The Indian rupee has
been weakening over the last 2 years. The question is that with the huge
current account deficit, recovery may not be any time soon. A weak rupee,
however, can help you make money – if you own International funds. These funds
have given about 5% returns just with the rupee depreciation. Further it gives
you geographical diversification too and the top 10 global funds available in
India have given an average return of 22%, whereas Indian equities have been
flat.
In the last 10 years in
Asia, India has been the best performing county in 2007 and 2009. However, the
year in between India was the worst performing country and our crash had been
overdone, which resulted in a spike up the following year.
This year till date,
the best performing funds are Japan and the US. Although, currently we have no
way to invest in Japan, but there are currently 3 funds which have US dedicated
investments, two of which started in the last one year.

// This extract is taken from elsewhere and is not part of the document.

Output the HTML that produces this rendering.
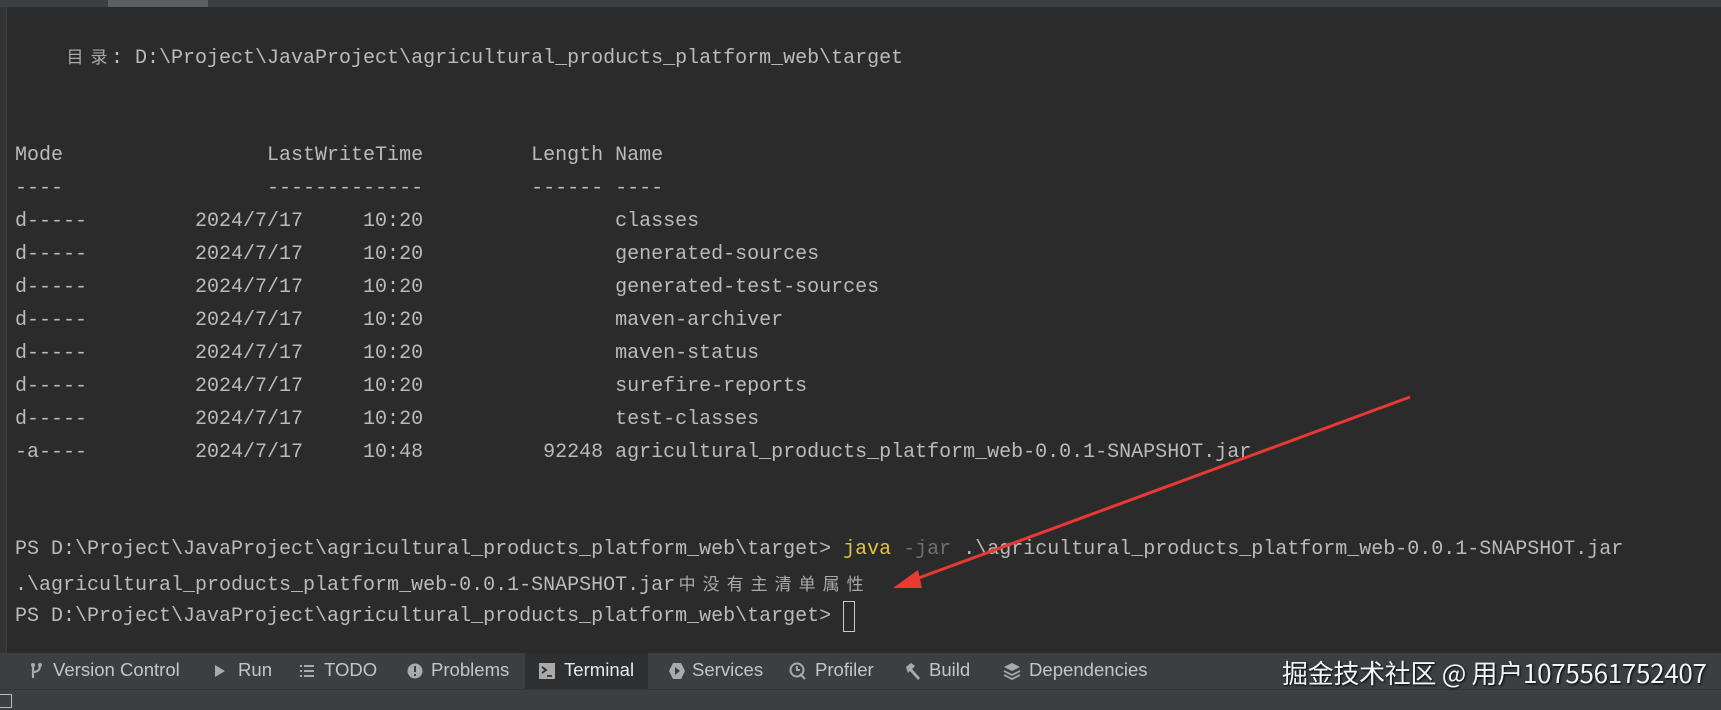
<!DOCTYPE html>
<html><head><meta charset="utf-8"><style>
*{margin:0;padding:0;box-sizing:border-box}
body{width:1721px;height:710px;background:#2b2b2b;position:relative;overflow:hidden;font-family:"Liberation Mono","Noto Sans CJK SC",monospace;color:#bbbbbb}
.l{position:absolute;left:15px;font-size:20px;white-space:pre;line-height:24px;height:24px}
.c{display:inline-block;width:24px;text-align:center;font-family:"Noto Sans CJK SC",sans-serif;font-size:17px;color:#a9a9a9}
.top{position:absolute;left:0;top:0;width:1721px;height:7px;background:#3c3f41}
.top i{position:absolute;left:108px;top:0;width:100px;height:7px;background:#5d6063}
.gut{position:absolute;left:0;top:7px;width:7px;height:646px;background:#313335;border-right:1px solid #3d3f41}
.bar{position:absolute;left:0;top:653px;width:1721px;height:36px;background:#3c3f41;font-family:"Liberation Sans",sans-serif;font-size:18px;color:#c5c5c5}
.bar span{position:absolute;top:7px;transform:scaleX(1.03);transform-origin:left}
.bar svg{position:absolute;top:9px}
.tab{position:absolute;left:525px;top:0;width:123px;height:36px;background:#2d2f30}
.bot{position:absolute;left:0;top:689px;width:1721px;height:21px;background:#3c3f41;border-top:1px solid #323435}
.wm{position:absolute;left:1282px;top:654px;font-family:"Noto Sans CJK SC","Liberation Sans",sans-serif;font-size:26px;color:#f4f4f4;text-shadow:1px 1px 2px #000;white-space:nowrap;letter-spacing:-0.3px}
</style></head><body>
<div class="top"><i></i></div>
<div class="gut"></div>
<div class="l" style="top:44px">    <span class="c">目</span><span class="c">录</span>: D:\Project\JavaProject\agricultural_products_platform_web\target</div>
<div class="l" style="top:144px">Mode                 LastWriteTime         Length Name</div>
<div class="l" style="top:177px">----                 -------------         ------ ----</div>
<div class="l" style="top:210px">d-----         2024/7/17     10:20                classes</div>
<div class="l" style="top:243px">d-----         2024/7/17     10:20                generated-sources</div>
<div class="l" style="top:276px">d-----         2024/7/17     10:20                generated-test-sources</div>
<div class="l" style="top:309px">d-----         2024/7/17     10:20                maven-archiver</div>
<div class="l" style="top:342px">d-----         2024/7/17     10:20                maven-status</div>
<div class="l" style="top:375px">d-----         2024/7/17     10:20                surefire-reports</div>
<div class="l" style="top:408px">d-----         2024/7/17     10:20                test-classes</div>
<div class="l" style="top:441px">-a----         2024/7/17     10:48          92248 agricultural_products_platform_web-0.0.1-SNAPSHOT.jar</div>
<div class="l" style="top:538px">PS D:\Project\JavaProject\agricultural_products_platform_web\target> <span style="color:#e0c248">java</span> <span style="color:#6f6f6f">-jar</span> .\agricultural_products_platform_web-0.0.1-SNAPSHOT.jar</div>
<div class="l" style="top:571px">.\agricultural_products_platform_web-0.0.1-SNAPSHOT.jar<span class="c">中</span><span class="c">没</span><span class="c">有</span><span class="c">主</span><span class="c">清</span><span class="c">单</span><span class="c">属</span><span class="c">性</span></div>
<div class="l" style="top:605px">PS D:\Project\JavaProject\agricultural_products_platform_web\target> </div>
<div style="position:absolute;left:843px;top:601px;width:12px;height:31px;border:1.5px solid #c8c8c8"></div>
<svg style="position:absolute;left:0;top:0" width="1721" height="710"><line x1="1410" y1="397" x2="905" y2="583" stroke="#e83a33" stroke-width="3"/><polygon points="893,588 918,570 922,588" fill="#e83a33"/></svg>
<div class="bar"><div class="tab"></div>
<svg style="left:29px" width="14" height="18"><path d="M4 2v14M4 10c6 0 7-3 7-8" stroke="#aaa" stroke-width="2.2" fill="none"/><circle cx="4" cy="3" r="2" fill="#aaa"/><circle cx="11" cy="3" r="2" fill="#aaa"/></svg><span style="left:53px">Version Control</span>
<svg style="left:213px" width="14" height="18"><path d="M2 3l10 6-10 6z" fill="#aaa"/></svg><span style="left:238px">Run</span>
<svg style="left:299px" width="16" height="18"><path d="M1 4h2M1 9h2M1 14h2M5 4h10M5 9h10M5 14h10" stroke="#aaa" stroke-width="2"/></svg><span style="left:324px">TODO</span>
<svg style="left:407px" width="16" height="18"><circle cx="8" cy="9" r="7.5" fill="#aaa"/><path d="M8 4v6M8 12v2" stroke="#3c3f41" stroke-width="2"/></svg><span style="left:431px">Problems</span>
<svg style="left:539px" width="16" height="18"><rect x="0" y="1" width="16" height="16" fill="#aaa"/><path d="M3 5l4 3-4 3M8 14h5" stroke="#2d2f30" stroke-width="1.8" fill="none"/></svg><span style="left:564px;color:#e8e8e8">Terminal</span>
<svg style="left:668px" width="18" height="18"><path d="M5 1h8l4 8-4 8H5L1 9z" fill="#aaa"/><path d="M7 5l5 4-5 4z" fill="#3c3f41"/></svg><span style="left:692px">Services</span>
<svg style="left:789px" width="18" height="18"><circle cx="8" cy="8" r="6.5" stroke="#aaa" stroke-width="2" fill="none"/><path d="M8 4v4h3M11 12l5 5" stroke="#aaa" stroke-width="2"/></svg><span style="left:815px">Profiler</span>
<svg style="left:904px" width="18" height="18"><path d="M2 5l5-4 4 3-3 3 8 9-2 2-8-9-2 2z" fill="#aaa"/></svg><span style="left:929px">Build</span>
<svg style="left:1003px" width="18" height="18"><path d="M9 1l8 4-8 4-8-4z" fill="#aaa"/><path d="M1 9l8 4 8-4M1 13l8 4 8-4" stroke="#aaa" stroke-width="1.8" fill="none"/></svg><span style="left:1029px">Dependencies</span>
</div>
<div class="bot"><div style="position:absolute;left:0;top:4px;width:12px;height:14px;border:1.5px solid #bbb;border-left:none"></div></div>
<div class="wm">掘金技术社区 @ 用户1075561752407</div>
</body></html>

Hence in the last 6
months, the US funds have given the following returns:
1. FT India Feeder Franklin US Opportunities Fund 21.21%
1. FT India Feeder Franklin US Opportunities Fund 21.21%
2. ICICI Prudential US Blue Chip Fund 18.25%
3. DSP BR Flexible Equity Fund 17.23%
However, the standout
global fund has been JP Morgan ASEAN Equity Offshore Fund, which has given a
return of 23.54% over the last 6 months and 36% over the last one year. The
major trading partners for ASEAN countries are other ASEAN countries and
trading with Europe is just 1% of the GDP. ASEAN region is one of the few
regions around the world where domestic demand is holding up well in a weak
economic growth environment. The ASEAN region will continue to attract foreign investment
seeking to take advantage of the consumption story. Indonesia and Thailand are
in a strong investment led growth phase.
JP Morgan Greater China
Equity Offshore also gave 21.75% during the last one year. This is inspite of
the fact that the economic indicators coming out of China continue to be
uninspiring. This is mainly because China has been underperforming in 2010 and
2011. China’s Price to book is currently at 1.6 times, which is at the lowest
end of the valuations of the last 10 years.
Brazil is a commodity
rich country and with the global economy not doing too well. HSBC Brazil fund
gave just 5% return in the last one year. The HSBC Brazil fund price has not
yet reached its launch price in April 2011.
There are other
commodity stocks available – but these should be avoided until there are clear
indications of a global recovery.
There is one thing to note
– International funds are taxed like debt funds i.e. capital gains are payable.
In conclusion:
About 20% of your
equity allocation should be in global funds to give you geographical allocation
and also booster in returns due to rupee weakening. Hence I recommend half the
amount be invested in US funds and most of the balance in the JP Morgan ASEAN
fund and the rest in JP Morgan China fund.